Data excerpts:
+ + + + +

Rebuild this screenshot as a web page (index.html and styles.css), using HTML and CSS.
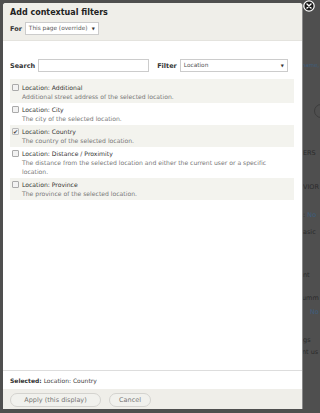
FILE: index.html
```html
<!DOCTYPE html>
<html lang="en">
<head>
    <meta charset="UTF-8">
    <meta name="viewport" content="width=device-width, initial-scale=1.0">
    <title>Add contextual filters</title>
    <link rel="stylesheet" href="styles.css">
</head>
<body>
    <div class="page">
        <p class="bg-line l-name"><a>name,</a></p>
        <p class="bg-line l-btn"><span class="bg-pill"></span></p>
        <p class="bg-line l-ers">ERS</p>
        <p class="bg-line l-vior">VIOR</p>
        <p class="bg-line l-no">: <a>No</a></p>
        <p class="bg-line l-asic">asic</p>
        <p class="bg-line l-nt">nt</p>
        <p class="bg-line l-umm">umm</p>
        <p class="bg-line l-no2"><a>No</a></p>
        <p class="bg-line l-gs">gs</p>
        <p class="bg-line l-use">nt us</p>
    </div>

    <div class="dialog">
        <div class="dialog-head">
            <h1>Add contextual filters</h1>
            <div class="for-row">
                <label>For</label>
                <span class="select select-for">This page (override)<span class="arrow">▼</span></span>
            </div>
            <span class="close">
                <svg width="12" height="12" viewBox="0 0 12 12">
                    <circle cx="6" cy="6" r="5.2" fill="#1a1a1a" stroke="#fff" stroke-width="1.2"/>
                    <path d="M4 4 L8 8 M8 4 L4 8" stroke="#fff" stroke-width="1.4" stroke-linecap="round"/>
                </svg>
            </span>
        </div>

        <div class="dialog-body">
            <div class="search-row">
                <label>Search</label>
                <span class="text-input"></span>
                <label class="filter-label">Filter</label>
                <span class="select select-filter">Location<span class="arrow">▼</span></span>
            </div>

            <ul class="options">
                <li class="odd first">
                    <span class="check"></span>
                    <div>
                        <div class="opt-title">Location: Additional</div>
                        <div class="opt-desc">Additional street address of the selected location.</div>
                    </div>
                </li>
                <li>
                    <span class="check"></span>
                    <div>
                        <div class="opt-title">Location: City</div>
                        <div class="opt-desc">The city of the selected location.</div>
                    </div>
                </li>
                <li class="odd">
                    <span class="check checked">✔</span>
                    <div>
                        <div class="opt-title">Location: Country</div>
                        <div class="opt-desc">The country of the selected location.</div>
                    </div>
                </li>
                <li>
                    <span class="check"></span>
                    <div>
                        <div class="opt-title">Location: Distance / Proximity</div>
                        <div class="opt-desc">The distance from the selected location and either the current user or a specific location.</div>
                    </div>
                </li>
                <li class="odd">
                    <span class="check"></span>
                    <div>
                        <div class="opt-title">Location: Province</div>
                        <div class="opt-desc">The province of the selected location.</div>
                    </div>
                </li>
            </ul>
        </div>

        <div class="dialog-foot">
            <div class="selected"><b>Selected:</b> Location: Country</div>
            <div class="buttons">
                <button class="btn btn-apply">Apply (this display)</button>
                <button class="btn">Cancel</button>
            </div>
        </div>
    </div>
</body>
</html>
```

FILE: styles.css
```css
body {
    margin: 0;
    height: 413px;
    overflow: hidden;
    background: #4f4f4f;
    font-family: "DejaVu Sans", Verdana, sans-serif;
    font-size: 6px;
    color: #333;
}

/* page behind the overlay, only the strip right of the dialog shows */
.page {
    padding-top: 60px;
}

.bg-line {
    margin: 0;
    height: 10px;
    padding-left: 303px;
    line-height: 10px;
    font-size: 6.5px;
    color: #2b2b2b;
    white-space: nowrap;
    overflow: hidden;
}

.bg-line a {
    color: #3e5e7e;
}

.l-name { padding-left: 302px; font-size: 5.5px; }
.l-btn { height: 14px; margin-top: 34px; padding-left: 314px; }
.l-ers { margin-top: 30px; }
.l-vior { margin-top: 24px; }
.l-no { margin-top: 18px; }
.l-asic { margin-top: 7px; }
.l-nt { margin-top: 33px; }
.l-umm { margin-top: 13px; padding-left: 302px; }
.l-no2 { margin-top: 4px; padding-left: 310px; }
.l-gs { margin-top: 18px; }
.l-use { margin-top: 2px; padding-left: 302px; }

.bg-pill {
    display: inline-block;
    width: 20px;
    height: 12px;
    vertical-align: top;
    border: 1px solid #3c3c3c;
    border-radius: 7px;
}

/* dialog */
.dialog {
    position: absolute;
    top: 3px;
    left: 3px;
    width: 299px;
    height: 406px;
    display: flex;
    flex-direction: column;
    background: #fff;
    border-radius: 3px 3px 0 0;
    box-shadow: 1px 0 0 #8a8a8a;
}

.dialog-head {
    position: relative;
    background: #efeee9;
    padding: 5px 7px 5px;
    border-radius: 3px 3px 0 0;
    border-bottom: 1px solid #e4e3de;
}

h1 {
    margin: 0 0 4px;
    font-size: 8px;
    line-height: 10px;
    font-weight: bold;
    color: #222;
}

.for-row {
    display: flex;
    align-items: center;
    gap: 3px;
}

label {
    font-weight: bold;
    font-size: 6.5px;
    color: #333;
}

.select {
    position: relative;
    display: inline-block;
    box-sizing: border-box;
    height: 13px;
    line-height: 11px;
    padding: 0 10px 0 3px;
    border: 1px solid #ccc;
    background: #fff;
    color: #555;
    font-size: 5.8px;
    white-space: nowrap;
}

.select-for {
    width: 74px;
}

.select-filter {
    width: 108px;
}

.arrow {
    position: absolute;
    right: 3px;
    top: 0;
    font-size: 4px;
    color: #333;
}

.close {
    position: absolute;
    top: -3px;
    right: -13px;
    line-height: 0;
}

.dialog-body {
    flex: 1;
    padding: 18px 7px 0;
}

.search-row {
    display: flex;
    align-items: center;
    gap: 3px;
}

.text-input {
    box-sizing: border-box;
    width: 111px;
    height: 13px;
    border: 1px solid #ccc;
    background: #fff;
}

.filter-label {
    margin-left: 5px;
}

.options {
    list-style: none;
    margin: 7px 0 0;
    padding: 0;
    width: 284px;
    font-size: 6.1px;
}

.options li {
    display: flex;
    align-items: flex-start;
    gap: 3px;
    padding: 2px;
    line-height: 9px;
}

.options li.first {
    padding-top: 4px;
}

.options li.odd {
    background: #f3f3ee;
}

.check {
    box-sizing: border-box;
    flex: none;
    width: 7px;
    height: 7px;
    margin-top: 1px;
    border: 1px solid #aaa;
    border-radius: 1px;
    background: #f2f2f2;
    font-size: 6px;
    line-height: 5px;
    color: #444;
}

.check.checked {
    border-color: #bbb;
}

.opt-title {
    color: #333;
}

.opt-desc {
    color: #777;
}

.dialog-foot {
    border-top: 1px solid #ddd;
}

.selected {
    padding: 5px 7px 4px;
    line-height: 9px;
    color: #444;
}

.selected b {
    color: #333;
}

.buttons {
    display: flex;
    gap: 8px;
    padding: 4px 7px 2px;
    background: #efeee9;
}

.btn {
    height: 14px;
    padding: 0 9px;
    border: 1px solid #d4d3cf;
    border-radius: 8px;
    background: #f1f1ed;
    font-family: "DejaVu Sans", Verdana, sans-serif;
    font-size: 6.5px;
    color: #777;
}

.btn-apply {
    width: 91px;
}
```
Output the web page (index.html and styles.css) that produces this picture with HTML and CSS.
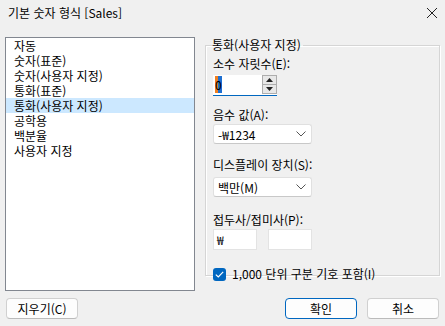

+ + + + +

Short exercise: Reproduce the material above in full and without alteration, but skip all pictures.

Exercise answer:
Rebuild this screenshot as a web page (index.html and styles.css), using HTML and CSS.
FILE: index.html
```html
<!DOCTYPE html>
<html lang="en">
<head>
    <meta charset="UTF-8">
    <meta name="viewport" content="width=device-width, initial-scale=1.0">
    <title>Add contextual filters</title>
    <link rel="stylesheet" href="styles.css">
</head>
<body>
    <div class="page">
        <p class="bg-line l-name"><a>name,</a></p>
        <p class="bg-line l-btn"><span class="bg-pill"></span></p>
        <p class="bg-line l-ers">ERS</p>
        <p class="bg-line l-vior">VIOR</p>
        <p class="bg-line l-no">: <a>No</a></p>
        <p class="bg-line l-asic">asic</p>
        <p class="bg-line l-nt">nt</p>
        <p class="bg-line l-umm">umm</p>
        <p class="bg-line l-no2"><a>No</a></p>
        <p class="bg-line l-gs">gs</p>
        <p class="bg-line l-use">nt us</p>
    </div>

    <div class="dialog">
        <div class="dialog-head">
            <h1>Add contextual filters</h1>
            <div class="for-row">
                <label>For</label>
                <span class="select select-for">This page (override)<span class="arrow">▼</span></span>
            </div>
            <span class="close">
                <svg width="12" height="12" viewBox="0 0 12 12">
                    <circle cx="6" cy="6" r="5.2" fill="#1a1a1a" stroke="#fff" stroke-width="1.2"/>
                    <path d="M4 4 L8 8 M8 4 L4 8" stroke="#fff" stroke-width="1.4" stroke-linecap="round"/>
                </svg>
            </span>
        </div>

        <div class="dialog-body">
            <div class="search-row">
                <label>Search</label>
                <span class="text-input"></span>
                <label class="filter-label">Filter</label>
                <span class="select select-filter">Location<span class="arrow">▼</span></span>
            </div>

            <ul class="options">
                <li class="odd first">
                    <span class="check"></span>
                    <div>
                        <div class="opt-title">Location: Additional</div>
                        <div class="opt-desc">Additional street address of the selected location.</div>
                    </div>
                </li>
                <li>
                    <span class="check"></span>
                    <div>
                        <div class="opt-title">Location: City</div>
                        <div class="opt-desc">The city of the selected location.</div>
                    </div>
                </li>
                <li class="odd">
                    <span class="check checked">✔</span>
                    <div>
                        <div class="opt-title">Location: Country</div>
                        <div class="opt-desc">The country of the selected location.</div>
                    </div>
                </li>
                <li>
                    <span class="check"></span>
                    <div>
                        <div class="opt-title">Location: Distance / Proximity</div>
                        <div class="opt-desc">The distance from the selected location and either the current user or a specific location.</div>
                    </div>
                </li>
                <li class="odd">
                    <span class="check"></span>
                    <div>
                        <div class="opt-title">Location: Province</div>
                        <div class="opt-desc">The province of the selected location.</div>
                    </div>
                </li>
            </ul>
        </div>

        <div class="dialog-foot">
            <div class="selected"><b>Selected:</b> Location: Country</div>
            <div class="buttons">
                <button class="btn btn-apply">Apply (this display)</button>
                <button class="btn">Cancel</button>
            </div>
        </div>
    </div>
</body>
</html>
```

FILE: styles.css
```css
body {
    margin: 0;
    height: 413px;
    overflow: hidden;
    background: #4f4f4f;
    font-family: "DejaVu Sans", Verdana, sans-serif;
    font-size: 6px;
    color: #333;
}

/* page behind the overlay, only the strip right of the dialog shows */
.page {
    padding-top: 60px;
}

.bg-line {
    margin: 0;
    height: 10px;
    padding-left: 303px;
    line-height: 10px;
    font-size: 6.5px;
    color: #2b2b2b;
    white-space: nowrap;
    overflow: hidden;
}

.bg-line a {
    color: #3e5e7e;
}

.l-name { padding-left: 302px; font-size: 5.5px; }
.l-btn { height: 14px; margin-top: 34px; padding-left: 314px; }
.l-ers { margin-top: 30px; }
.l-vior { margin-top: 24px; }
.l-no { margin-top: 18px; }
.l-asic { margin-top: 7px; }
.l-nt { margin-top: 33px; }
.l-umm { margin-top: 13px; padding-left: 302px; }
.l-no2 { margin-top: 4px; padding-left: 310px; }
.l-gs { margin-top: 18px; }
.l-use { margin-top: 2px; padding-left: 302px; }

.bg-pill {
    display: inline-block;
    width: 20px;
    height: 12px;
    vertical-align: top;
    border: 1px solid #3c3c3c;
    border-radius: 7px;
}

/* dialog */
.dialog {
    position: absolute;
    top: 3px;
    left: 3px;
    width: 299px;
    height: 406px;
    display: flex;
    flex-direction: column;
    background: #fff;
    border-radius: 3px 3px 0 0;
    box-shadow: 1px 0 0 #8a8a8a;
}

.dialog-head {
    position: relative;
    background: #efeee9;
    padding: 5px 7px 5px;
    border-radius: 3px 3px 0 0;
    border-bottom: 1px solid #e4e3de;
}

h1 {
    margin: 0 0 4px;
    font-size: 8px;
    line-height: 10px;
    font-weight: bold;
    color: #222;
}

.for-row {
    display: flex;
    align-items: center;
    gap: 3px;
}

label {
    font-weight: bold;
    font-size: 6.5px;
    color: #333;
}

.select {
    position: relative;
    display: inline-block;
    box-sizing: border-box;
    height: 13px;
    line-height: 11px;
    padding: 0 10px 0 3px;
    border: 1px solid #ccc;
    background: #fff;
    color: #555;
    font-size: 5.8px;
    white-space: nowrap;
}

.select-for {
    width: 74px;
}

.select-filter {
    width: 108px;
}

.arrow {
    position: absolute;
    right: 3px;
    top: 0;
    font-size: 4px;
    color: #333;
}

.close {
    position: absolute;
    top: -3px;
    right: -13px;
    line-height: 0;
}

.dialog-body {
    flex: 1;
    padding: 18px 7px 0;
}

.search-row {
    display: flex;
    align-items: center;
    gap: 3px;
}

.text-input {
    box-sizing: border-box;
    width: 111px;
    height: 13px;
    border: 1px solid #ccc;
    background: #fff;
}

.filter-label {
    margin-left: 5px;
}

.options {
    list-style: none;
    margin: 7px 0 0;
    padding: 0;
    width: 284px;
    font-size: 6.1px;
}

.options li {
    display: flex;
    align-items: flex-start;
    gap: 3px;
    padding: 2px;
    line-height: 9px;
}

.options li.first {
    padding-top: 4px;
}

.options li.odd {
    background: #f3f3ee;
}

.check {
    box-sizing: border-box;
    flex: none;
    width: 7px;
    height: 7px;
    margin-top: 1px;
    border: 1px solid #aaa;
    border-radius: 1px;
    background: #f2f2f2;
    font-size: 6px;
    line-height: 5px;
    color: #444;
}

.check.checked {
    border-color: #bbb;
}

.opt-title {
    color: #333;
}

.opt-desc {
    color: #777;
}

.dialog-foot {
    border-top: 1px solid #ddd;
}

.selected {
    padding: 5px 7px 4px;
    line-height: 9px;
    color: #444;
}

.selected b {
    color: #333;
}

.buttons {
    display: flex;
    gap: 8px;
    padding: 4px 7px 2px;
    background: #efeee9;
}

.btn {
    height: 14px;
    padding: 0 9px;
    border: 1px solid #d4d3cf;
    border-radius: 8px;
    background: #f1f1ed;
    font-family: "DejaVu Sans", Verdana, sans-serif;
    font-size: 6.5px;
    color: #777;
}

.btn-apply {
    width: 91px;
}
```
Output the web page (index.html and styles.css) that produces this picture with HTML and CSS.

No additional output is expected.